The violence on Sunday was, surely, easy to control. Assume that when the denizens of Johannesburg’s hostels get together and foreign businesses are the issue, that something will go wrong. So surround the place where they are meeting with riot police and don’t let them leave their venues until they put down their weapons or go home.

Controlling anger is extremely difficult though, especially if you are trying to keep the people involved alive and the mob is high or drunk. The gilets jaunes rioting in France from late last year until just a few months ago wounded close to 8,000 people, was much more destructive than what we have seen here, lasted longer and was much more openly managed.

This time the xenophobia seemed to coincide with the World Economic Forum meeting in Cape Town. This is not a gathering a South African head of state can ignore, and Ramaphosa would have been hugely embarrassed by what his guests saw on their phones and hotel televisions.

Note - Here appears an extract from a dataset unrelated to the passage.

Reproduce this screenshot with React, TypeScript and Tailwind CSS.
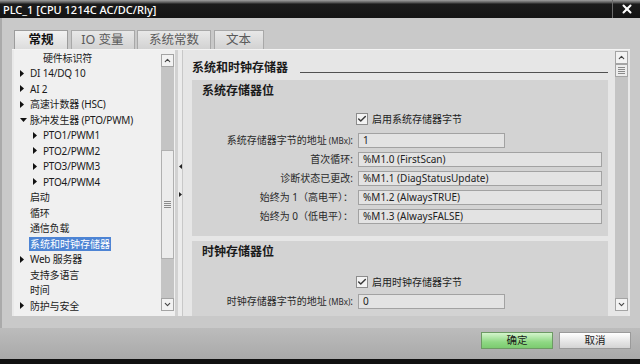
import { Check, ChevronDown, ChevronUp, X } from 'lucide-react';

type TreeItem = {
  label: string;
  level: 1 | 2;
  arrow?: 'right' | 'down';
  selected?: boolean;
};

const tree: TreeItem[] = [
  { label: '硬件标识符', level: 2 },
  { label: 'DI 14/DQ 10', level: 1, arrow: 'right' },
  { label: 'AI 2', level: 1, arrow: 'right' },
  { label: '高速计数器 (HSC)', level: 1, arrow: 'right' },
  { label: '脉冲发生器 (PTO/PWM)', level: 1, arrow: 'down' },
  { label: 'PTO1/PWM1', level: 2, arrow: 'right' },
  { label: 'PTO2/PWM2', level: 2, arrow: 'right' },
  { label: 'PTO3/PWM3', level: 2, arrow: 'right' },
  { label: 'PTO4/PWM4', level: 2, arrow: 'right' },
  { label: '启动', level: 1 },
  { label: '循环', level: 1 },
  { label: '通信负载', level: 1 },
  { label: '系统和时钟存储器', level: 1, selected: true },
  { label: 'Web 服务器', level: 1, arrow: 'right' },
  { label: '支持多语言', level: 1 },
  { label: '时间', level: 1 },
  { label: '防护与安全', level: 1, arrow: 'right' },
];

const tabs = ['常规', 'IO 变量', '系统常数', '文本'];
const tabWidths = ['w-[54px]', 'w-[64px]', 'w-[74px]', 'w-[50px]'];

function Arrow({ dir }: { dir?: 'right' | 'down' }) {
  if (dir === 'right')
    return (
      <svg width="4" height="7" viewBox="0 0 4 7">
        <path d="M0 0L4 3.5L0 7z" fill="#111" />
      </svg>
    );
  if (dir === 'down')
    return (
      <svg width="7" height="4" viewBox="0 0 7 4">
        <path d="M0 0L7 0L3.5 4z" fill="#111" />
      </svg>
    );
  return null;
}

function Grip() {
  return (
    <div className="flex flex-col gap-[1px]">
      <div className="w-[7px] h-px bg-[#8a8a8a]" />
      <div className="w-[7px] h-px bg-[#8a8a8a]" />
      <div className="w-[7px] h-px bg-[#8a8a8a]" />
      <div className="w-[7px] h-px bg-[#8a8a8a]" />
    </div>
  );
}

function ScrollButton({ down }: { down?: boolean }) {
  return (
    <div className="h-[13px] w-[13px] border border-[#a4a4a4] bg-[#f2f2f2] flex items-center justify-center">
      {down ? (
        <ChevronDown size={9} strokeWidth={3} color="#444" />
      ) : (
        <ChevronUp size={9} strokeWidth={3} color="#444" />
      )}
    </div>
  );
}

function Checkbox({ label }: { label: string }) {
  return (
    <div className="h-[16px] flex items-center pl-[164px]">
      <div className="w-[12px] h-[12px] border border-[#8c8c8c] bg-[#f3f3f3] flex items-center justify-center">
        <Check size={10} strokeWidth={3.5} color="#3a3a3a" />
      </div>
      <span className="ml-[4px] text-[10px] text-[#222]">{label}</span>
    </div>
  );
}

function Field({ label, unit, value, short }: { label: string; unit?: string; value: string; short?: boolean }) {
  return (
    <div className="h-[19px] flex items-center">
      <div className="w-[161px] text-right text-[10px] text-[#2a2a2a] whitespace-nowrap">
        {label}
        {unit && <span className="text-[8px]"> {unit}</span>}
        {unit && ':'}
      </div>
      <div
        className={
          short
            ? 'ml-[5px] w-[147px] h-[15px] border border-[#a2a2a2] bg-[#e3e3e3] pl-[4px] text-[10px] leading-[13px] text-[#222]'
            : 'ml-[5px] w-[244px] h-[15px] border border-[#a2a2a2] bg-[#e3e3e3] pl-[4px] text-[10px] leading-[13px] text-[#222]'
        }
      >
        {value}
      </div>
    </div>
  );
}

export default function App() {
  return (
    <div className="w-[640px] h-[364px] flex flex-col overflow-hidden bg-[#c9c9c9] font-['Noto_Sans','Noto_Sans_CJK_SC',sans-serif]">
      {/* Title bar */}
      <div className="h-[18px] flex items-stretch bg-[linear-gradient(#a0a0a0,#4a4a4a_3px,#1b1b1b_4px,#141414)]">
        <div className="flex-1 pl-[3px] pt-[2px] text-[11px] leading-[16px] font-medium text-white">
          PLC_1 [CPU 1214C AC/DC/Rly]
        </div>
        <div className="w-[28px] border-l border-[#6a6a6a] flex items-center justify-center">
          <X size={14} strokeWidth={3.5} color="#fff" />
        </div>
      </div>

      {/* Body */}
      <div className="flex-1 flex flex-col px-[10px] pt-[12px] pb-[12px] border-l-[2px] border-[#aaaaaa]">
        {/* Tabs */}
        <div className="h-[19px] flex items-end gap-[2.5px] pl-[2px]">
          {tabs.map((t, i) => (
            <div
              key={t}
              className={
                i === 0
                  ? `${tabWidths[i]} h-[19px] flex items-center justify-center border border-b-0 border-[#9c9c9c] bg-[linear-gradient(#f2f2f2,#dcdcdc)] text-[12.5px] font-bold text-[#111]`
                  : `${tabWidths[i]} h-[19px] flex items-center justify-center border border-b-0 border-[#a8a8a8] bg-[linear-gradient(#e8e8e8,#d2d2d2)] text-[12.5px] text-[#5a5a5a]`
              }
            >
              {t}
            </div>
          ))}
        </div>

        {/* Pane */}
        <div className="flex-1 flex bg-[#e9e9e9] border-t border-[#f4f4f4] pl-[2px] pr-[2px] overflow-hidden">
          {/* Tree */}
          <div className="w-[161px] flex bg-[#f0f0f0]">
            <div className="flex-1 flex flex-col text-[10px] text-[#1a1a1a]">
              {tree.map((item) => (
                <div
                  key={item.label}
                  className={
                    item.level === 1
                      ? 'h-[15.5px] shrink-0 flex items-center pl-[6px]'
                      : 'h-[15.5px] shrink-0 flex items-center pl-[19px]'
                  }
                >
                  <div className="w-[10px] flex items-center">
                    <Arrow dir={item.arrow} />
                  </div>
                  <span
                    className={
                      item.selected
                        ? 'bg-[#4d84d4] text-white leading-[14px] px-[1px] -ml-[1px]'
                        : 'leading-[14px] whitespace-nowrap tracking-[-0.2px]'
                    }
                  >
                    {item.label}
                  </span>
                </div>
              ))}
            </div>
            {/* Tree scrollbar */}
            <div className="w-[15px] flex flex-col items-center pt-[4px] pb-[5px]">
              <ScrollButton />
              <div className="flex-1 w-[13px] bg-[#c4c4c4] flex flex-col">
                <div className="h-[83px]" />
                <div className="h-[109px] border border-[#b0b0b0] bg-[#ececec] flex items-center justify-center">
                  <Grip />
                </div>
              </div>
              <ScrollButton down />
            </div>
          </div>

          {/* Splitter */}
          <div className="w-[8px] flex flex-col items-center border-l-[3px] border-[#d2d2d2] border-r border-r-[#c8c8c8] bg-[#ececec]">
            <div className="h-[114px]" />
            <svg width="3" height="5" viewBox="0 0 3 5">
              <path d="M3 0L0 2.5L3 5z" fill="#222" />
            </svg>
            <div className="h-[23px]" />
            <svg width="3" height="5" viewBox="0 0 3 5">
              <path d="M0 0L3 2.5L0 5z" fill="#222" />
            </svg>
          </div>

          {/* Right panel */}
          <div className="flex-1 flex bg-[#e6e6e6]">
            <div className="flex-1 flex flex-col">
              <div className="h-[30px] shrink-0 flex items-end pb-[4px] pl-[9px] pr-[6px]">
                <span className="text-[12px] leading-[16px] font-bold text-[#1a1a1a]">系统和时钟存储器</span>
                <div className="flex-1 h-px bg-[#505050] ml-[12px] mb-[3px]" />
              </div>

              <div className="h-[156px] shrink-0 ml-[9px] mr-[6px] bg-[#d3d3d3] flex flex-col pt-[3px]">
                <div className="pl-[10px] text-[12px] leading-[16px] font-bold text-[#1a1a1a]">系统存储器位</div>
                <div className="mt-[12px]">
                  <Checkbox label="启用系统存储器字节" />
                </div>
                <div className="mt-[4px] flex flex-col">
                  <Field label="系统存储器字节的地址" unit="(MBx)" value="1" short />
                  <Field label="首次循环:" value="%M1.0 (FirstScan)" />
                  <Field label="诊断状态已更改:" value="%M1.1 (DiagStatusUpdate)" />
                  <Field label="始终为 1（高电平）：" value="%M1.2 (AlwaysTRUE)" />
                  <Field label="始终为 0（低电平）：" value="%M1.3 (AlwaysFALSE)" />
                </div>
              </div>

              <div className="h-[5px] shrink-0" />

              <div className="flex-1 ml-[9px] mr-[6px] bg-[#d3d3d3] flex flex-col pt-[3px]">
                <div className="pl-[10px] text-[12px] leading-[16px] font-bold text-[#1a1a1a]">时钟存储器位</div>
                <div className="mt-[14px]">
                  <Checkbox label="启用时钟存储器字节" />
                </div>
                <div className="mt-[2px]">
                  <Field label="时钟存储器字节的地址" unit="(MBx)" value="0" short />
                </div>
              </div>
            </div>

            {/* Right scrollbar */}
            <div className="w-[14px] flex flex-col items-center pt-[1px] pb-[5px]">
              <ScrollButton />
              <div className="h-[13px] w-[13px] border border-[#a4a4a4] bg-[#ececec] flex items-center justify-center">
                <Grip />
              </div>
              <div className="flex-1 w-[13px] bg-[#c4c4c4]" />
              <ScrollButton down />
            </div>
          </div>
        </div>
      </div>

      {/* Button bar */}
      <div className="h-[31px] flex items-start justify-end gap-[6px] pt-[4px] pr-[9px] bg-[linear-gradient(#bcbcbc,#a9a9a9)]">
        <div className="w-[72px] h-[17px] flex items-center justify-center border border-[#6d9a64] bg-[linear-gradient(#d4f5cc,#8fd884_60%,#7ccb70)] text-[10.5px] text-[#1a1a1a]">
          确定
        </div>
        <div className="w-[72px] h-[17px] flex items-center justify-center border border-[#9a9a9a] bg-[linear-gradient(#ffffff,#e4e4e4_60%,#d4d4d4)] text-[10.5px] text-[#1a1a1a]">
          取消
        </div>
      </div>
      <div className="h-[5px] bg-[#111]" />
    </div>
  );
}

He would have been even more disturbed by how quickly and unexpectedly the rape and murder of a young University of Cape Town student, Uyinene Mrwetyana, boiled into a national outrage. It is not that she was the first. Almost 20,000 people are murdered in SA every year, so it is reasonable to assume that around 10,000 women are murdered in SA each year. Since 1994, that would be around 245,000 murdered women. Almost a quarter of a million. What kind of society does this to women? To mothers and daughters, wives and girlfriends? And the number of rapes is exponentially larger.

SA’s badly dented police service is in no condition to help them, but there might be some consolation in knowing that we are not alone and that, in fact, other countries may have lessons about combating femicide that we can learn. I just found this, from the BBC. I particularly like the unbreakable ankle or wrist bracelet for people convicted of sex crimes or under restraining orders and, also, the audit of 400 police stations.

This story, also from the BBC, contains a number for the amount of femicide victims (assuming femicide is the murder of a partner) around the world in 2017 at 87,000, though it is careful to note that overall, far more men than women are murdered, generally, than women. So maybe my estimate above is a bit askew. 

All I hope, though, as the horror of what can happen to women in our society continues, is that we don’t get to read too many stories like this. Nothing makes that right.